Single by Eddy Howard
- B-side: "My Wife and I"
- Released: 1951
- Recorded: 1951
- Genre: Traditional pop
- Length: 2:46
- Label: Mercury
- Songwriter(s): George Hoven, Chester R. Shull

Eddy Howard singles chronology
| "(A Woman Is a) Deadly Weapon" (1951) | "Sin (It's No Sin)" (1951) | "Stolen Love" (1952) |

= (It's No) Sin =

1951 popular song

"(It's No) Sin" is a popular song with music by George Hoven and lyrics by Chester R. Shull. It was a No. 1 song on Billboard charts released by Eddy Howard in 1951. This song should not be confused with "It's a Sin", another popular song of the same era.

==Lyrics==
The song is about someone whose love interest is leaving, but who insists that it's no sin to keep on loving the person forever.

==First recordings==

The most popular recordings of the song were made by The Four Aces and Eddy Howard, both top 10 hits in 1951.

The recording by Eddy Howard was released by Mercury Records (catalog number 5711). It first reached the Billboard chart on September 14, 1951, and lasted 23 weeks on the chart, peaking at number 1, staying there for eight weeks. It also reached No. 1 on Cashbox for a week. It was ranked No. 4 on Billboards 1951 year-end chart.

The recording by The Four Aces was released by Victoria Records (catalog number 101). It first reached the Billboard chart on September 7, 1951, and lasted 22 weeks on the chart, peaking at number 4. This was The Four Aces' first charting record, and led to their receiving a contract with a major company, Decca. It was ranked No. 31 for 1951.

The song was the No. 1 song on Your Hit Parade for seven weeks.

==Other contemporary recordings==

A number of artists also recorded and released the song in 1951. The Four Knights and Savannah Churchill both peaked in the chart the same week as Eddy Howard in November 1951; The Four Knights reaching No. 14 while Savannah Churchill reached No. 5. Churchill's recordings was also ranked No. 39 on Billboards 1951 year chart.

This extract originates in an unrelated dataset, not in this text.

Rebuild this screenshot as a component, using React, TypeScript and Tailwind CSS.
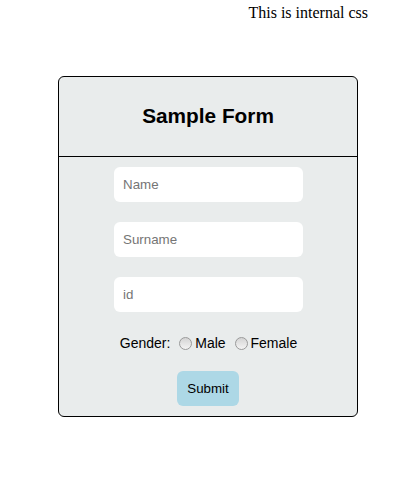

Coleman Hawkins recorded it in October 1951 and Sidney Bechet recorded it with his All-Stars in January 1952 (entitled It's No Sin (Est-Ce Un Peche?)). Knud Pfeiffer wrote the Danish lyrics. The Danish title is "Er det synd". Raquel Rastenni with Radiodansekorkesteret recorded it in Copenhagen in 1952. The song was released on a 78 rpm record by His Master's Voice (X 8043).

==Later recordings==

- The song was revived in 1964 by The Duprees, a group that made a number of recordings of 1950s hits. This version peaked at No. 74 on the US Hot 100.
- Ronnie Dove released a country version of the song for Decca Records in 1972.